### Task directions
Return the material word for word. Do not include pictures.

════════

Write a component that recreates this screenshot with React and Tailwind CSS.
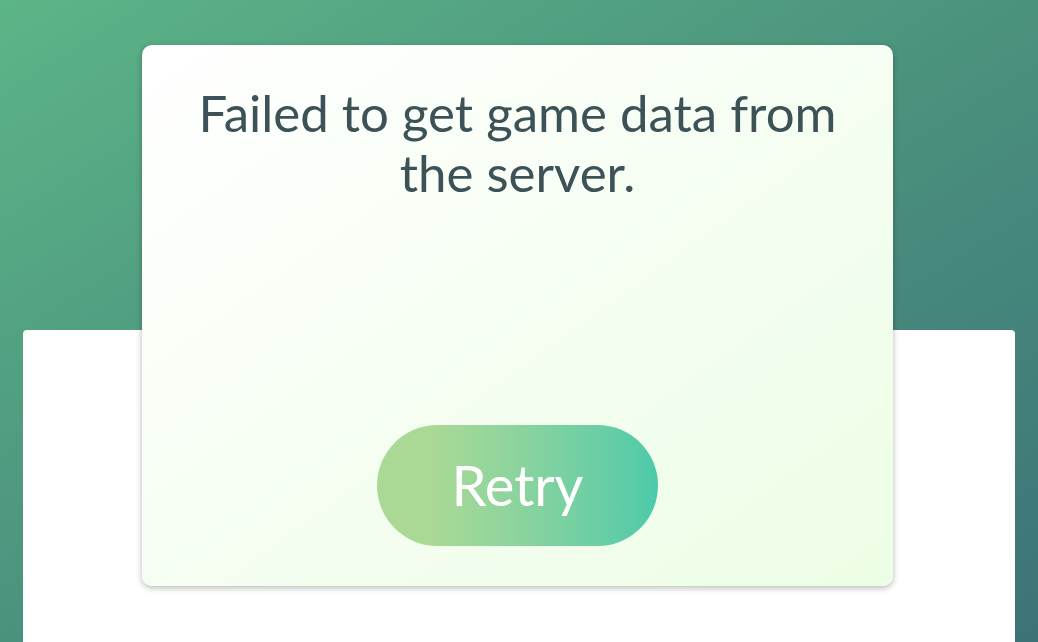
import React from "react";

export default function App() {
  return (
    <div
      className="relative h-[642px] w-full overflow-hidden bg-gradient-to-br from-[#5cb587] via-[#4b927e] to-[#3d7377] pt-[330px] px-[23px]"
      style={{ fontFamily: "Lato, 'Open Sans', sans-serif" }}
    >
      {/* page content behind the dialog */}
      <div className="h-full w-full rounded-t-[4px] bg-white" />

      {/* error dialog */}
      <div className="absolute left-[142px] top-[45px] flex h-[541px] w-[751px] flex-col items-center rounded-[10px] bg-gradient-to-br from-[#ffffff] to-[#ecfde5] shadow-[0_2px_6px_rgba(0,0,0,0.28)]">
        <p className="mt-[38px] px-[40px] text-center text-[51px] leading-[60px] text-[#3c5257]">
          Failed to get game data from the server.
        </p>
        <div className="flex-1" />
        <button className="mb-[40px] flex h-[121px] w-[281px] items-center justify-center rounded-full bg-gradient-to-r from-[#a9d995] from-20% to-[#4ccaa9] pb-[2px] text-[56px] text-white">
          Retry
        </button>
      </div>
    </div>
  );
}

════════

### Solution for this exercise
Write a component that recreates this screenshot with React and Tailwind CSS.
import React from "react";

export default function App() {
  return (
    <div
      className="relative h-[642px] w-full overflow-hidden bg-gradient-to-br from-[#5cb587] via-[#4b927e] to-[#3d7377] pt-[330px] px-[23px]"
      style={{ fontFamily: "Lato, 'Open Sans', sans-serif" }}
    >
      {/* page content behind the dialog */}
      <div className="h-full w-full rounded-t-[4px] bg-white" />

      {/* error dialog */}
      <div className="absolute left-[142px] top-[45px] flex h-[541px] w-[751px] flex-col items-center rounded-[10px] bg-gradient-to-br from-[#ffffff] to-[#ecfde5] shadow-[0_2px_6px_rgba(0,0,0,0.28)]">
        <p className="mt-[38px] px-[40px] text-center text-[51px] leading-[60px] text-[#3c5257]">
          Failed to get game data from the server.
        </p>
        <div className="flex-1" />
        <button className="mb-[40px] flex h-[121px] w-[281px] items-center justify-center rounded-full bg-gradient-to-r from-[#a9d995] from-20% to-[#4ccaa9] pb-[2px] text-[56px] text-white">
          Retry
        </button>
      </div>
    </div>
  );
}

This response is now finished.